Suyetsugu, a manager at XCEL Wetsuits Hawai'i in Hale'iwa, said she's not pessimistic, but she will be cautious with her money.
"I believe we'll be buckling up in our family," said Suyetsugu, who is the wife of a teacher and mother of two teenagers. "We won't be eating out, splurging or buying clothes. We'll be keeping our money for essentials."
Suyetsugu added that her husband's teaching contract bonus was going to be for home improvements, but that project is on hold.
On the other hand, Taclan, a manager at Spa Fitness Center in Makiki, said he's not adjusting his spending one bit.
He said he'll continue going to the movies at least once a week, surfing in Waikiki on a rented board and eating out on Saturdays and Sundays at places like Bedroq Bar & Grill and Sarento's Top of the I.
"Sarento's is kind of pricey, but I like the atmosphere," he said.
Taclan also said his sense of patriotism and adventurism has reinforced his planned vacation to the Philippines next month despite Muslim factions there and the prospect of a worldwide war against terrorists.
Still, recent accounts of Hawai'i retailers and restaurants suggest that fewer people are behaving like Taclan and maintaining normal spending habits.
Ric Maiava, general manager of Ken's House of Pancakes in Hilo, said the only thing selling well in the 24-hour restaurant is newspapers.

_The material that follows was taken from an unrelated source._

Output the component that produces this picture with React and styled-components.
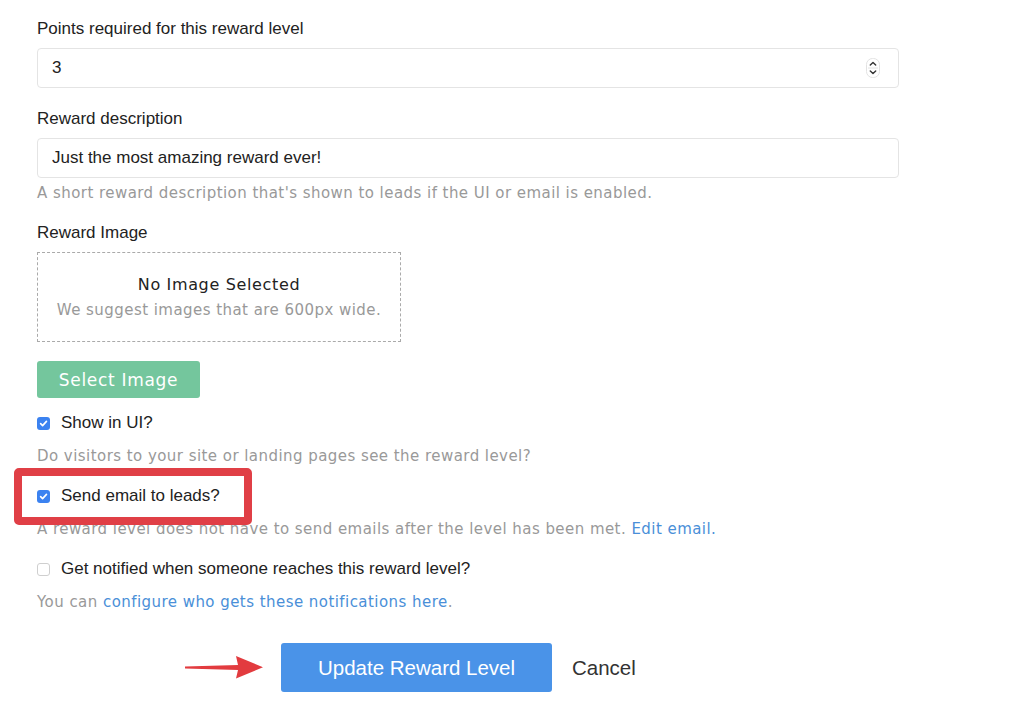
import React, { useState } from 'react';
import styled, { createGlobalStyle } from 'styled-components';

const GlobalStyle = createGlobalStyle`
	body {
		margin: 0;
		background: #fff;
		font-family: 'Liberation Sans', Arial, sans-serif;
		color: #222;
	}
`;

const CheckIcon = () => (
	<svg width='9' height='9' viewBox='0 0 10 10'>
		<path
			d='M1.8 5.2 L4 7.4 L8.3 2.6'
			fill='none'
			stroke='#fff'
			strokeWidth='1.8'
			strokeLinecap='round'
			strokeLinejoin='round'
		/>
	</svg>
);

const SpinnerIcon = () => (
	<svg width='14' height='20' viewBox='0 0 14 20'>
		<rect x='0.5' y='0.5' width='13' height='19' rx='6' fill='#fff' stroke='#e2e2e2' />
		<line x1='2' y1='10' x2='12' y2='10' stroke='#e2e2e2' />
		<path d='M4.3 7 L7 4.4 L9.7 7' fill='none' stroke='#333' strokeWidth='1.4' strokeLinecap='round' strokeLinejoin='round' />
		<path d='M4.3 13 L7 15.6 L9.7 13' fill='none' stroke='#333' strokeWidth='1.4' strokeLinecap='round' strokeLinejoin='round' />
	</svg>
);

const ArrowIcon = () => (
	<svg width='78' height='24' viewBox='0 0 78 24'>
		<path d='M0 11.4 L53 10 L51 1 L78 12.3 L51 23.5 L53 15 L0 13.6 Z' fill='#e23b3f' />
	</svg>
);

const Checkbox = ({ checked }) => (
	<Box checked={checked}>{checked && <CheckIcon />}</Box>
);

const RewardForm = () => {
	const [points, setPoints] = useState('3');
	const [desc, setDesc] = useState('Just the most amazing reward ever!');

	return (
		<Page>
			<Label>Points required for this reward level</Label>
			<InputBox>
				<Input value={points} onChange={(e) => setPoints(e.target.value)} />
				<SpinnerIcon />
			</InputBox>

			<Label $top={21}>Reward description</Label>
			<InputBox>
				<Input value={desc} onChange={(e) => setDesc(e.target.value)} />
			</InputBox>
			<Help>
				A short reward description that's shown to leads if the UI or email is enabled.
			</Help>

			<Label $top={20}>Reward Image</Label>
			<DropZone>
				<DropTitle>No Image Selected</DropTitle>
				<DropHint>We suggest images that are 600px wide.</DropHint>
			</DropZone>
			<SelectButton type='button'>Select Image</SelectButton>

			<CheckField $top={15}>
				<CheckRow>
					<Checkbox checked />
					<span>Show in UI?</span>
				</CheckRow>
				<Help $top={13}>Do visitors to your site or landing pages see the reward level?</Help>
			</CheckField>

			<CheckField $top={20}>
				<CheckRow>
					<Highlight />
					<Checkbox checked />
					<span>Send email to leads?</span>
				</CheckRow>
				<Help $top={13}>
					A reward level does not have to send emails after the level has been met.{' '}
					<Link href='#'>Edit email.</Link>
				</Help>
			</CheckField>

			<CheckField $top={20}>
				<CheckRow>
					<Checkbox />
					<span>Get notified when someone reaches this reward level?</span>
				</CheckRow>
				<Help $top={13}>
					You can <Link href='#'>configure who gets these notifications here</Link>.
				</Help>
			</CheckField>

			<Actions>
				<Pointer>
					<ArrowIcon />
				</Pointer>
				<PrimaryButton type='button'>Update Reward Level</PrimaryButton>
				<CancelLink href='#'>Cancel</CancelLink>
			</Actions>
		</Page>
	);
};

const Page = styled.div`
	padding: 19px 0 0 37px;
	width: 862px;
`;

const Label = styled.div`
	font-size: 17px;
	line-height: 20px;
	color: #222;
	margin-top: ${(p) => p.$top || 0}px;
	margin-bottom: 9px;
`;

const InputBox = styled.div`
	display: flex;
	align-items: center;
	height: 40px;
	box-sizing: border-box;
	border: 1px solid #e4e4e4;
	border-radius: 4px;
	padding: 0 18px 0 14px;
`;

const Input = styled.input`
	flex: 1;
	border: none;
	outline: none;
	padding: 0;
	font-family: 'Liberation Sans', Arial, sans-serif;
	font-size: 17px;
	color: #222;
	background: transparent;
`;

const Help = styled.div`
	margin-top: ${(p) => p.$top || 5}px;
	font-family: 'DejaVu Sans', Verdana, sans-serif;
	font-size: 15px;
	line-height: 20px;
	color: #999;
	letter-spacing: 0.45px;
`;

const Link = styled.a`
	color: #4a8fd8;
	text-decoration: none;
`;

const DropZone = styled.div`
	width: 364px;
	height: 90px;
	box-sizing: border-box;
	border: 1px dashed #aaa;
	display: flex;
	flex-direction: column;
	align-items: center;
	justify-content: center;
	gap: 5px;
	font-family: 'DejaVu Sans', Verdana, sans-serif;
`;

const DropTitle = styled.div`
	font-size: 16px;
	line-height: 20px;
	color: #222;
	letter-spacing: 0.65px;
`;

const DropHint = styled.div`
	font-size: 15px;
	line-height: 20px;
	color: #999;
	letter-spacing: 0.45px;
`;

const SelectButton = styled.button`
	display: block;
	margin-top: 19px;
	width: 163px;
	height: 37px;
	border: none;
	border-radius: 3px;
	background: #74c69d;
	color: #fff;
	font-family: 'DejaVu Sans', Verdana, sans-serif;
	font-size: 17px;
	letter-spacing: 0.7px;
	padding-top: 2px;
	cursor: pointer;
`;

const CheckField = styled.div`
	margin-top: ${(p) => p.$top}px;
`;

const CheckRow = styled.label`
	position: relative;
	display: flex;
	align-items: center;
	gap: 11px;
	font-size: 17px;
	line-height: 20px;
	color: #222;
`;

const Box = styled.span`
	width: 13px;
	height: 13px;
	box-sizing: border-box;
	border-radius: 3px;
	display: flex;
	align-items: center;
	justify-content: center;
	background: ${(p) => (p.checked ? '#3b82f0' : '#fff')};
	border: ${(p) => (p.checked ? 'none' : '1px solid #cfcfcf')};
`;

const Highlight = styled.span`
	position: absolute;
	left: -23px;
	top: -18px;
	width: 238px;
	height: 57px;
	box-sizing: border-box;
	border: 8px solid #e03f46;
	border-radius: 5px;
	pointer-events: none;
`;

const Actions = styled.div`
	position: relative;
	display: flex;
	align-items: center;
	gap: 20px;
	margin: 31px 0 0 244px;
`;

const Pointer = styled.div`
	position: absolute;
	left: -96px;
	top: 12px;
	display: flex;
`;

const PrimaryButton = styled.button`
	width: 271px;
	height: 49px;
	border: none;
	border-radius: 3px;
	background: #4a93e8;
	color: #fff;
	font-family: 'Liberation Sans', Arial, sans-serif;
	font-size: 20.5px;
	cursor: pointer;
`;

const CancelLink = styled.a`
	font-size: 20.5px;
	color: #333;
	text-decoration: none;
`;

export default function App() {
	return (
		<>
			<GlobalStyle />
			<RewardForm />
		</>
	);
}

Business was down 60 percent last week, and Maiava was sending employees home. "It's like Death Valley out there," he said. "People are putting their wallets up on the shelf."
Maiava added that the restaurant, which relies on kama'aina for 80 percent of business, is a good gauge of the area's discretionary spending. "People are nervous," he said. "At this point, I do have hopes that people will start calming down."

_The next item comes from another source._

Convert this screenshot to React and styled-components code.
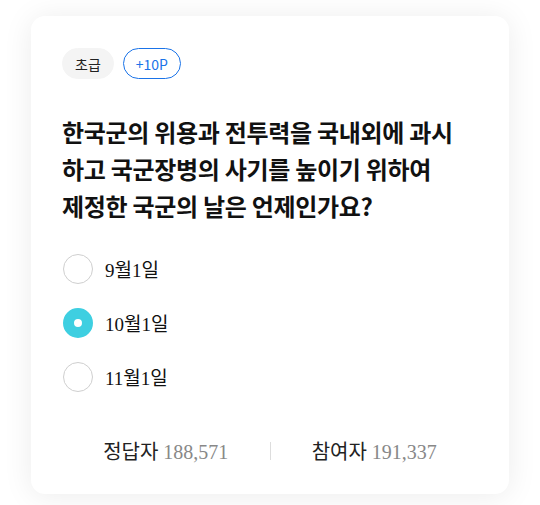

A lot of the decline in dining out and shopping since the attacks can be attributed to people staying home to watch TV for updates on the rescue efforts, investigation and preparations for war.
But many have begun to feel the drain on their income. Last week, Hawai'i's two major airlines announced flight cutbacks.
Aloha Airlines will lay off 250 employees. Hawaiian Airlines plans to cut staff soon. Hotels, tour operators and retailers have slashed work hours.
Even Barr's Muffler in 'Aiea is feeling the slack in business. As a result, company owner Yowan Kim said he's going to ease his spending.
"Definitely, we not going to spend money because we not making money," he said. "We're living by a daily basis."
Yowan's auntie, who owns the Dong Yang Inn restaurant in Wahiawa, also is facing slow business, he said, adding that in the past 20 years she's never complained to him about it being slow.
Randy Karns, managing partner at consulting firm Arthur Andersen in Honolulu, said he believes that most of the people whose jobs have not been affected by business cutbacks are taking a wait-and-see attitude before they consider altering spending habits.
Some retailers, however, aren't waiting. Federated Department Stores Inc., which bought Liberty House earlier this year and is converting the chain to Macy's, said it is reviewing merchandise orders and canceling them where appropriate.
A Macy's representative could not be reached to say if the plan includes Hawai'i.
Dwight Yoshimura, general manager of Ala Moana Center, believes that it's too early to tell if consumer shopping patterns will change significantly.
Customer traffic at the state's largest mall, which gets about 45 percent of business from tourists, slowly picked up last week. "That's a good sign," he said. "There seems to be more momentum building, but it's not up to normal levels."
To attract more shoppers, Yoshimura said retailers probably will increase promotions. "You gotta," he said. "Somehow you gotta draw (consumers) out."
The National Retail Federation forecasts that retail sales nationwide will grow 2.2 percent in the fourth quarter. That assessment, which factored in psychological and economic effects of the terrorist attacks, was down from an earlier growth forecast of 4 percent.
A 2 percent growth for Hawai'i retail sales would be great, but is unrealistic, according to Carol Pregill, executive director of the local trade association Retail Merchants of Hawai'i.
"I can't even use 'cautiously optimistic' and I'm probably one of the more optimistic people in town," she said.
In fact, Pregill is keeping some of her own spending in check. "I bought a book today when I could have gone to buy another pair of Ferragamo shoes," she said, adding that the book was a paperback.
Such stepped-down buying will likely hit the restaurant industry, said Pat McCain, president of the Hawai'i Restaurant Association.
"There is an underlying consciousness to pull our horns in," he said. "With restaurants, everybody steps down from Ryan's to Dixie Grill to Zippy's to McDonald's that's what happens.
Still, like Taclan, some people say they won't hold back.
"I'm pretty confident," said Lisa Grado, a sales representative for Sentinel Alarm Co. Inc. "I know there's a lot of people panicking. I'm pretty confident."
Of course a lot hinges on the impending military action.
President Bush told the nation that the campaign would be a lengthy one "unlike any other."
Ross Murakami, a partner at Arthur Anderson who works with retail business, said combat including any response to U.S. military action is a big unknown.
"Until that happens," he said, "you really won't see how long (and) how significant the effect on consumer confidence will be."